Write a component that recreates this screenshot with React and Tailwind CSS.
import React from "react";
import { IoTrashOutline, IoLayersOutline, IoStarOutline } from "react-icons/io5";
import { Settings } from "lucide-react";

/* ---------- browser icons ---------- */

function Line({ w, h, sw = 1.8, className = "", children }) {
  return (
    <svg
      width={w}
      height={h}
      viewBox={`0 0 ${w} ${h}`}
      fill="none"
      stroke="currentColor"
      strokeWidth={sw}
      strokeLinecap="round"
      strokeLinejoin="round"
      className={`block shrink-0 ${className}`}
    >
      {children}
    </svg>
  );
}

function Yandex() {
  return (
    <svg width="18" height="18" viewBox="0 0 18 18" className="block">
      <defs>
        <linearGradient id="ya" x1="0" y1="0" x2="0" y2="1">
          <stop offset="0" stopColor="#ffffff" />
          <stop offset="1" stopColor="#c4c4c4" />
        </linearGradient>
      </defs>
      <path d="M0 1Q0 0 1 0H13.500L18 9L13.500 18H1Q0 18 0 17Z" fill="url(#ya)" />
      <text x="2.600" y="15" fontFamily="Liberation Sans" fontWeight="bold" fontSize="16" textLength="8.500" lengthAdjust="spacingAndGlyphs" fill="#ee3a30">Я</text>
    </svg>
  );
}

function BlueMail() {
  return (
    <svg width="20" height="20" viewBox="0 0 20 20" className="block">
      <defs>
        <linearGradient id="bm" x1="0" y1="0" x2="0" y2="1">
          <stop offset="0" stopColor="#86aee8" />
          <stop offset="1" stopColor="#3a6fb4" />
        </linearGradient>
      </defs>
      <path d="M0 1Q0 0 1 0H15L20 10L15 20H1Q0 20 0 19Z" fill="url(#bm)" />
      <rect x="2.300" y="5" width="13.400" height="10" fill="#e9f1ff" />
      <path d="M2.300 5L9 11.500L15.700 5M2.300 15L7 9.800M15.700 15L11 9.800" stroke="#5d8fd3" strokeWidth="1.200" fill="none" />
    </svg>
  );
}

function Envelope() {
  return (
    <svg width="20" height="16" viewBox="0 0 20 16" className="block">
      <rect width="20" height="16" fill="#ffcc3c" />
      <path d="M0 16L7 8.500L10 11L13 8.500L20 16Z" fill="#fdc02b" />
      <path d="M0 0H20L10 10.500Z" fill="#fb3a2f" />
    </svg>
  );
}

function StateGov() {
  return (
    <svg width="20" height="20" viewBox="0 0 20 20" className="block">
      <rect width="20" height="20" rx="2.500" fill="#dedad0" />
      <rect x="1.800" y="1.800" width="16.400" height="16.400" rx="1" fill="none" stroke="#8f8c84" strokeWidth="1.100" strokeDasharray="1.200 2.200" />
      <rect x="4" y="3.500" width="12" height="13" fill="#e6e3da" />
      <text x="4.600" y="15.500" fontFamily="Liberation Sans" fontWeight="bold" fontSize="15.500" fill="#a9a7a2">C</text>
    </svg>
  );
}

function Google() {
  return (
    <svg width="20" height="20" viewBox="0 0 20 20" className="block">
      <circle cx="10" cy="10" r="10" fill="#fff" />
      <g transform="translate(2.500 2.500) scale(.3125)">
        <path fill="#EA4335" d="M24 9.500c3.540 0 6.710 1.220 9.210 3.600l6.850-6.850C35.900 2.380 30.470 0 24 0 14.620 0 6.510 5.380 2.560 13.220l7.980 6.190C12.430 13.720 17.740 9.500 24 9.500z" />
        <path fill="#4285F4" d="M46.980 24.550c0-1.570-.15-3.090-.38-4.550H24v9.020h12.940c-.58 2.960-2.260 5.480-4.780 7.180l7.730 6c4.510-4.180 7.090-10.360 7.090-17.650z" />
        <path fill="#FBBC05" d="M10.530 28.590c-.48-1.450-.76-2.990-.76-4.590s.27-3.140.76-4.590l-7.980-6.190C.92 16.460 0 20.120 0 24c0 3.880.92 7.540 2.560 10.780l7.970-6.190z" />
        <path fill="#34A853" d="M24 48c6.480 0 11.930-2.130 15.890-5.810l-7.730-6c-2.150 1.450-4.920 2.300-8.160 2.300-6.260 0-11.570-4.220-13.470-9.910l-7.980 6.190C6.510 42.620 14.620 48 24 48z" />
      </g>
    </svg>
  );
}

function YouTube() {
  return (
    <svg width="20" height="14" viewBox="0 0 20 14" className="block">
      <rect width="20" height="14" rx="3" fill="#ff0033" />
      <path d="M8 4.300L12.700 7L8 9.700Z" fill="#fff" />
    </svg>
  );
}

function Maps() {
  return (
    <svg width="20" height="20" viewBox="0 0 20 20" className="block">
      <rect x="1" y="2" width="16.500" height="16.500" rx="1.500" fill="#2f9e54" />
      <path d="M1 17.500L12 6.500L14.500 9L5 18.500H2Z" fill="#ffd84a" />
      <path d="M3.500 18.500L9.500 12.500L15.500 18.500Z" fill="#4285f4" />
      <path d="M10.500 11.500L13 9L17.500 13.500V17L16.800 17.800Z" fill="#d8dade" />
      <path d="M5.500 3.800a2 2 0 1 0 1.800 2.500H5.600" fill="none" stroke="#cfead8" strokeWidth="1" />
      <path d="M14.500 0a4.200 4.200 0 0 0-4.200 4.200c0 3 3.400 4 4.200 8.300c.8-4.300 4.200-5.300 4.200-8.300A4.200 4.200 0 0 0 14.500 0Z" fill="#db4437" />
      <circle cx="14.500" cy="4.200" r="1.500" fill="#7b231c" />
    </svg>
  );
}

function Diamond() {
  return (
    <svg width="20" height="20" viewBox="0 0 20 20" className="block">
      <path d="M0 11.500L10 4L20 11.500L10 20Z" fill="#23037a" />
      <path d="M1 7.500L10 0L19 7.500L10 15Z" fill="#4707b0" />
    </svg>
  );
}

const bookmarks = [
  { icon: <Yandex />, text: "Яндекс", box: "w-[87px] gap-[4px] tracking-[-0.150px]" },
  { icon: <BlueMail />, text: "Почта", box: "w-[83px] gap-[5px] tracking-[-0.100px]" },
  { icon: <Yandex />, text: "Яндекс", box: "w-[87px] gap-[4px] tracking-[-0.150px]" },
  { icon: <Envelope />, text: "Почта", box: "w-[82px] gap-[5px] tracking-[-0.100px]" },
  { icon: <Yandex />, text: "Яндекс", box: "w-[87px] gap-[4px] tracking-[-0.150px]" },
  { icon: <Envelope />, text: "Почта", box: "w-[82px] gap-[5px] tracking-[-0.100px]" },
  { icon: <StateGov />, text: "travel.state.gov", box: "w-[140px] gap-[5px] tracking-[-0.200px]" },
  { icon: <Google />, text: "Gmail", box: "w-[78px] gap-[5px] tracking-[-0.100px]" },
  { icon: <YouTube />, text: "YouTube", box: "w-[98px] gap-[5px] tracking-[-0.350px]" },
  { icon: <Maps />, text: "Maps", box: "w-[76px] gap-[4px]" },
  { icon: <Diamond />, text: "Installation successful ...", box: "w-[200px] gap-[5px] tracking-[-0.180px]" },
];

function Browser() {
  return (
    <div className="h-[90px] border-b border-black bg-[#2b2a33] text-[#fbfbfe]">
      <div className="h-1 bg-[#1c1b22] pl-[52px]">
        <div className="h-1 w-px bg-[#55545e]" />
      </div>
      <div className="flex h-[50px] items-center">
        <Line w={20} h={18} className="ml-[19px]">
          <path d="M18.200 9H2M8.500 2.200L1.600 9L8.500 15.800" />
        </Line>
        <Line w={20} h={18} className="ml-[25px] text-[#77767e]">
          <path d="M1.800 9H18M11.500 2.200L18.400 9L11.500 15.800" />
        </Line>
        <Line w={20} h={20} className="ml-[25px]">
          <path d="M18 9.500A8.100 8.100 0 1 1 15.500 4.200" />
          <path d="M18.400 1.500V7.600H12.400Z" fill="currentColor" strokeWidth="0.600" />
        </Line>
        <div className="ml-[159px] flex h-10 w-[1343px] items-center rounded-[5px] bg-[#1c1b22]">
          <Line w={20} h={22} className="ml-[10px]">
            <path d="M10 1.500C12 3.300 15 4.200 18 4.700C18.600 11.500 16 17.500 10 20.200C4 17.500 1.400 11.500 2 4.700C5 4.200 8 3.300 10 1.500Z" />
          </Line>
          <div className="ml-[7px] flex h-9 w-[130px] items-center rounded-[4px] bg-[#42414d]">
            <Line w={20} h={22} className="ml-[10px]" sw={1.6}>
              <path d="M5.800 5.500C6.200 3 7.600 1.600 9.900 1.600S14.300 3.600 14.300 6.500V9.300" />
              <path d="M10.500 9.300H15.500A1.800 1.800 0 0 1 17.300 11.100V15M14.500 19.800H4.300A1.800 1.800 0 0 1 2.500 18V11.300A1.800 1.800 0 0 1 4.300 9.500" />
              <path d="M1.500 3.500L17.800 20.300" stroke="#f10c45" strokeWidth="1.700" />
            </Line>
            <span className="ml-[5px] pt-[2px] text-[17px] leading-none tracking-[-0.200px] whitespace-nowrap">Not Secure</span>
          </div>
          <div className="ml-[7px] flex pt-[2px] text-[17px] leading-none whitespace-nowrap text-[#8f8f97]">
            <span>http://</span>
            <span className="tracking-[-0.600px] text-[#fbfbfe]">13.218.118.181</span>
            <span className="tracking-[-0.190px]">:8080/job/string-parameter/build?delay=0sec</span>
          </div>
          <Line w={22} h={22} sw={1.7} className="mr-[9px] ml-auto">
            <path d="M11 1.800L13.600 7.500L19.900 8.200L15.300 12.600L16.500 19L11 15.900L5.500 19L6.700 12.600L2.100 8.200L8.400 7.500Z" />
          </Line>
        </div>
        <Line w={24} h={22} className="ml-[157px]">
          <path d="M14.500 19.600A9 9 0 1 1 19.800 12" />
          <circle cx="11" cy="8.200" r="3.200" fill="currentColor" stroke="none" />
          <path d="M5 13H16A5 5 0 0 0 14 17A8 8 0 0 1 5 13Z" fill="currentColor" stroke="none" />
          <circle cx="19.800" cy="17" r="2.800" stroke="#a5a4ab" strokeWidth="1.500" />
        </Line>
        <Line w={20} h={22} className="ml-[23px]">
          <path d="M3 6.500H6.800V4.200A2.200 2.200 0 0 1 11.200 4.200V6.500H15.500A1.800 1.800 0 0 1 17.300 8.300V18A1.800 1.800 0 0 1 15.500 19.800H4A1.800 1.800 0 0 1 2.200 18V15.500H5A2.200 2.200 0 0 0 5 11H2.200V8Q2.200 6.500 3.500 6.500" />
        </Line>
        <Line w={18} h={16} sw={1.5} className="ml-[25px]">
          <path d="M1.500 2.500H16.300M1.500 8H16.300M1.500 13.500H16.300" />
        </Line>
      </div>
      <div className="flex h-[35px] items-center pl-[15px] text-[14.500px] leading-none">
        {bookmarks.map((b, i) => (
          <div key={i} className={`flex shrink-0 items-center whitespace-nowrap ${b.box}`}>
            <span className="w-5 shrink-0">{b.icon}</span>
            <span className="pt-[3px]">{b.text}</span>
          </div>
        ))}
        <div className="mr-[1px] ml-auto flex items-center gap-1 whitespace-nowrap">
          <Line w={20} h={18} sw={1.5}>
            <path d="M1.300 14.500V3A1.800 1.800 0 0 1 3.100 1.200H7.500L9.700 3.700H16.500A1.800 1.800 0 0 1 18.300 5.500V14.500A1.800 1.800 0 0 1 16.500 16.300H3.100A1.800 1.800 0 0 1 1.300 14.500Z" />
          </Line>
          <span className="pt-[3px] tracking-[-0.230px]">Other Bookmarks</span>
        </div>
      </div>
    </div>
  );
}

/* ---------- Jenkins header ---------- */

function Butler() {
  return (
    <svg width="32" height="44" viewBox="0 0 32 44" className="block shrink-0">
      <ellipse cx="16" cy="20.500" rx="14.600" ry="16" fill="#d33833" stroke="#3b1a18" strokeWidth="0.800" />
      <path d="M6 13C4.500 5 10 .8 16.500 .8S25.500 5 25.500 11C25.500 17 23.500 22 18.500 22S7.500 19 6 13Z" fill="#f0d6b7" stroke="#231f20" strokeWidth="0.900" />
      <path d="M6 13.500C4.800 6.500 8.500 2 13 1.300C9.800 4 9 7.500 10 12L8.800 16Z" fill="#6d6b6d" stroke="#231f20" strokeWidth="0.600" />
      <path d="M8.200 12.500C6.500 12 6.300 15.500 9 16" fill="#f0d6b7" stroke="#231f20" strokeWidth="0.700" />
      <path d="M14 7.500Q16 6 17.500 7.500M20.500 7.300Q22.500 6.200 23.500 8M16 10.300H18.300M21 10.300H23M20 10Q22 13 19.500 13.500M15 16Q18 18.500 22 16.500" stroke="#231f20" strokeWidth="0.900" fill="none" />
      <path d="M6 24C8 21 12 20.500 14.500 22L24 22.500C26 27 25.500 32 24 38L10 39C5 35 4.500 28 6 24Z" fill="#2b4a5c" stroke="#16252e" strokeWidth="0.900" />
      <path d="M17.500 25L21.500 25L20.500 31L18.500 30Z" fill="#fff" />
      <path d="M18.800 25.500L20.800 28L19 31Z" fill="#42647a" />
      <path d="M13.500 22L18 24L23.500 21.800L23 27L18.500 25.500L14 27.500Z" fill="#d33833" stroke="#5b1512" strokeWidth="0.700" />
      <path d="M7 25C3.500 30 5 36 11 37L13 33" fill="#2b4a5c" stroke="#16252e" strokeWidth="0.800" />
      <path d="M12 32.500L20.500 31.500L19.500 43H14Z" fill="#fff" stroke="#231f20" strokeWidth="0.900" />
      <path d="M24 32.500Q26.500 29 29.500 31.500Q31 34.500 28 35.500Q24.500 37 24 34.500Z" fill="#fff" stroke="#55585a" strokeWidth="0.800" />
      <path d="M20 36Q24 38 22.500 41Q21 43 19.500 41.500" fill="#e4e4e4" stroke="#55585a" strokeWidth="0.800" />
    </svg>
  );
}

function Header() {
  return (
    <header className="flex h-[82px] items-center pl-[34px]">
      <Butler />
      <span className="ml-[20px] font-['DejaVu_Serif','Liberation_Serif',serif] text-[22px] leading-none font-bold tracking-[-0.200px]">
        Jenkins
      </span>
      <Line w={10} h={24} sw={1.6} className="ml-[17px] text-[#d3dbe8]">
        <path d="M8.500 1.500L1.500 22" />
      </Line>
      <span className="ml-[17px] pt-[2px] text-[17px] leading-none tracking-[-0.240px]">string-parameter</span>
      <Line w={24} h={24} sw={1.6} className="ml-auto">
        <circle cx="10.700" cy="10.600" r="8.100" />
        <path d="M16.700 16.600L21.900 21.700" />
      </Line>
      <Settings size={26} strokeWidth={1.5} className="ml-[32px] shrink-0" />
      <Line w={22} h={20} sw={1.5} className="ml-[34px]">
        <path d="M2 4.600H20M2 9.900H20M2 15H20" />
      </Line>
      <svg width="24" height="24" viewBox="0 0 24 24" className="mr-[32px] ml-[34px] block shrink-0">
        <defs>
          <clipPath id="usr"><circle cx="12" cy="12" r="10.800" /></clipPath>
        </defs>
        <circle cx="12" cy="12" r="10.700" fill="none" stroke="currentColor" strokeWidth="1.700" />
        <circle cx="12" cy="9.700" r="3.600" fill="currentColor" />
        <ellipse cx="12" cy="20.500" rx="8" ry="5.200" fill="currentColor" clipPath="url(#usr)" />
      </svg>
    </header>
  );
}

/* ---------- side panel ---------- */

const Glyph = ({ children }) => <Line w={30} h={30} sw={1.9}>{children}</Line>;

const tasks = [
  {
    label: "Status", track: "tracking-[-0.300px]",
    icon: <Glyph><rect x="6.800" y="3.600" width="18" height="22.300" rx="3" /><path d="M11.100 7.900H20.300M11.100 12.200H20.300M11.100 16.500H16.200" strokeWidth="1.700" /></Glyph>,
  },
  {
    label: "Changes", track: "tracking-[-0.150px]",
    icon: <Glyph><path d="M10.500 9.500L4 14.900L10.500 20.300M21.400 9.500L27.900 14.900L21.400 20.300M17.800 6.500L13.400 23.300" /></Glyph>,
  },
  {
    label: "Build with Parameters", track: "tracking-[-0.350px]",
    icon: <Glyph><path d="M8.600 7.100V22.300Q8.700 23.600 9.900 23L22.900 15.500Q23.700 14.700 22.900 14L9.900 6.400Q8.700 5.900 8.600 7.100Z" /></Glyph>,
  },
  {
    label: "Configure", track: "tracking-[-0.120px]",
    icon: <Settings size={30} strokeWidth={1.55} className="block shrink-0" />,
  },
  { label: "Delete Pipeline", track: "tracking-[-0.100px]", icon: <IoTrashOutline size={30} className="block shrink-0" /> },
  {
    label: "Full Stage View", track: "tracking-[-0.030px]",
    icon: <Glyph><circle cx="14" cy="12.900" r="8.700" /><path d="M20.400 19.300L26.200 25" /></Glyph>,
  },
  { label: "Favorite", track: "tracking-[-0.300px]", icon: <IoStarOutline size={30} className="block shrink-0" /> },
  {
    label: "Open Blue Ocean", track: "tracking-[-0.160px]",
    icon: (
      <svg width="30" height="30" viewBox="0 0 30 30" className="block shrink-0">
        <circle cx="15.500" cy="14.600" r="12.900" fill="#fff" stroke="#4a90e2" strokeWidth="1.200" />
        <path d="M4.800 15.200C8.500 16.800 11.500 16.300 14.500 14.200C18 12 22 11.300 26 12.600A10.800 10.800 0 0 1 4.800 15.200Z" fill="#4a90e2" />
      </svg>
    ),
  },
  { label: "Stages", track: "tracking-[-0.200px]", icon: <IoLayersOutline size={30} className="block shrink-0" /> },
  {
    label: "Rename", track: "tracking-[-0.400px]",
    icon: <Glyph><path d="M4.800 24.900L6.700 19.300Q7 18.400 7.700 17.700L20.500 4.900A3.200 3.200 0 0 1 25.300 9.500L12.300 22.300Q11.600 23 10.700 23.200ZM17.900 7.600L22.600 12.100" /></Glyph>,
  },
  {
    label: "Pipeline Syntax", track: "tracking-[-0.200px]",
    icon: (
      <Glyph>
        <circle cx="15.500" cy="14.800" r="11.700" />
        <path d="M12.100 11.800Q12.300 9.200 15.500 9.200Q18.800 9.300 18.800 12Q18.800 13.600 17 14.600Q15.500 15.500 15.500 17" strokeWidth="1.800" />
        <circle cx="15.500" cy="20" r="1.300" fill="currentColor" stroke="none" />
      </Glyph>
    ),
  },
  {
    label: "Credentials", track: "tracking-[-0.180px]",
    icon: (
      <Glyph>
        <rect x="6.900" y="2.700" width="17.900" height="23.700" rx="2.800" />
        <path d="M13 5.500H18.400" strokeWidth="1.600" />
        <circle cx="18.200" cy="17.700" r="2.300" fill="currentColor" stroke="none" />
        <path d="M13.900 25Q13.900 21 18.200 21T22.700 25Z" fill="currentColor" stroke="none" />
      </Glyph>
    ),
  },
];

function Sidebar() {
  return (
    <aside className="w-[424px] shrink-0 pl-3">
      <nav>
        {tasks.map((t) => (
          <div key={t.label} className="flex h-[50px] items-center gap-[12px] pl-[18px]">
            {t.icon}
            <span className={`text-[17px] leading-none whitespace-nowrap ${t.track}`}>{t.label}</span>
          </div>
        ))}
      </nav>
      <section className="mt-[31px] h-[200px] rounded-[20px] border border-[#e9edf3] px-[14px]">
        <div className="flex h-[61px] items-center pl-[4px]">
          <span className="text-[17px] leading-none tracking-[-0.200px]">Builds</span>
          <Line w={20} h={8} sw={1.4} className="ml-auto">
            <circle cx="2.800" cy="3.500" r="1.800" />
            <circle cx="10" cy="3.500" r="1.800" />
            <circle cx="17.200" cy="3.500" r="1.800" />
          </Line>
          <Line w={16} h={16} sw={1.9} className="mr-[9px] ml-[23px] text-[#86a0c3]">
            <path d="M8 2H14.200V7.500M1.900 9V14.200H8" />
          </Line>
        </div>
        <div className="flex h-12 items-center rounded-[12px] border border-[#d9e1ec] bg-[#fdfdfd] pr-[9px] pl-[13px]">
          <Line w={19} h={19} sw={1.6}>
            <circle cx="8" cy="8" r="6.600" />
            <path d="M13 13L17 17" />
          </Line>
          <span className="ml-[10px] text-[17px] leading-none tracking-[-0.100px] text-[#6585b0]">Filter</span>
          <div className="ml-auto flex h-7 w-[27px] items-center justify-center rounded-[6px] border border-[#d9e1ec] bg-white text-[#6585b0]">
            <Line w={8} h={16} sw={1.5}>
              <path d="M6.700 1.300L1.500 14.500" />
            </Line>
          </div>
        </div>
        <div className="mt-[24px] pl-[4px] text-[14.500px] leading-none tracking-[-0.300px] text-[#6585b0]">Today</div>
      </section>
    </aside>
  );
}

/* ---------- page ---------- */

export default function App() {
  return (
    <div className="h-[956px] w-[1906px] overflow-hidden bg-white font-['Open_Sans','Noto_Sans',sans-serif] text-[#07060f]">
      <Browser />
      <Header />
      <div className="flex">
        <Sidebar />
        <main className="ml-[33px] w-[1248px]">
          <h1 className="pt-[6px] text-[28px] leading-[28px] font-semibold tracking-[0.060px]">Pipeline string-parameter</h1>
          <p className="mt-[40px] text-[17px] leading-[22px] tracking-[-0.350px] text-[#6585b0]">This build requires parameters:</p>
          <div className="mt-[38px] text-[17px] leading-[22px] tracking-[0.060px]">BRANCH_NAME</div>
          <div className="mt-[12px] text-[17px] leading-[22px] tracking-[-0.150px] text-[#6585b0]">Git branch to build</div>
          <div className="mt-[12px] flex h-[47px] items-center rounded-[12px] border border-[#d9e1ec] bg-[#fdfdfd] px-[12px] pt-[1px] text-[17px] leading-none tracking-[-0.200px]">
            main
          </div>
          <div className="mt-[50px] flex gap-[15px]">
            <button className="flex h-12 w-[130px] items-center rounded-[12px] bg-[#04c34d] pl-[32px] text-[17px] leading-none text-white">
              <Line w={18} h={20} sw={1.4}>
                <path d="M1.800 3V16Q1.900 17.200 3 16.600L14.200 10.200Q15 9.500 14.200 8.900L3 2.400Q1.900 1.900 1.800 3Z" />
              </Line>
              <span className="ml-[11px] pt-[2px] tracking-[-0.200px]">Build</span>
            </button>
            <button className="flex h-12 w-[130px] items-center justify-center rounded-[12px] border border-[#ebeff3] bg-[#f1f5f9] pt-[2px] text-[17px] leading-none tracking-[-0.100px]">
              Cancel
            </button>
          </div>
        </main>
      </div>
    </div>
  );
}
────────────────
▸ DO THIS: Check every line of the data above for the string "with", and copy those that have it.

▸ THE OUTPUT:
Write a component that recreates this screenshot with React and Tailwind CSS.
    label: "Build with Parameters", track: "tracking-[-0.350px]",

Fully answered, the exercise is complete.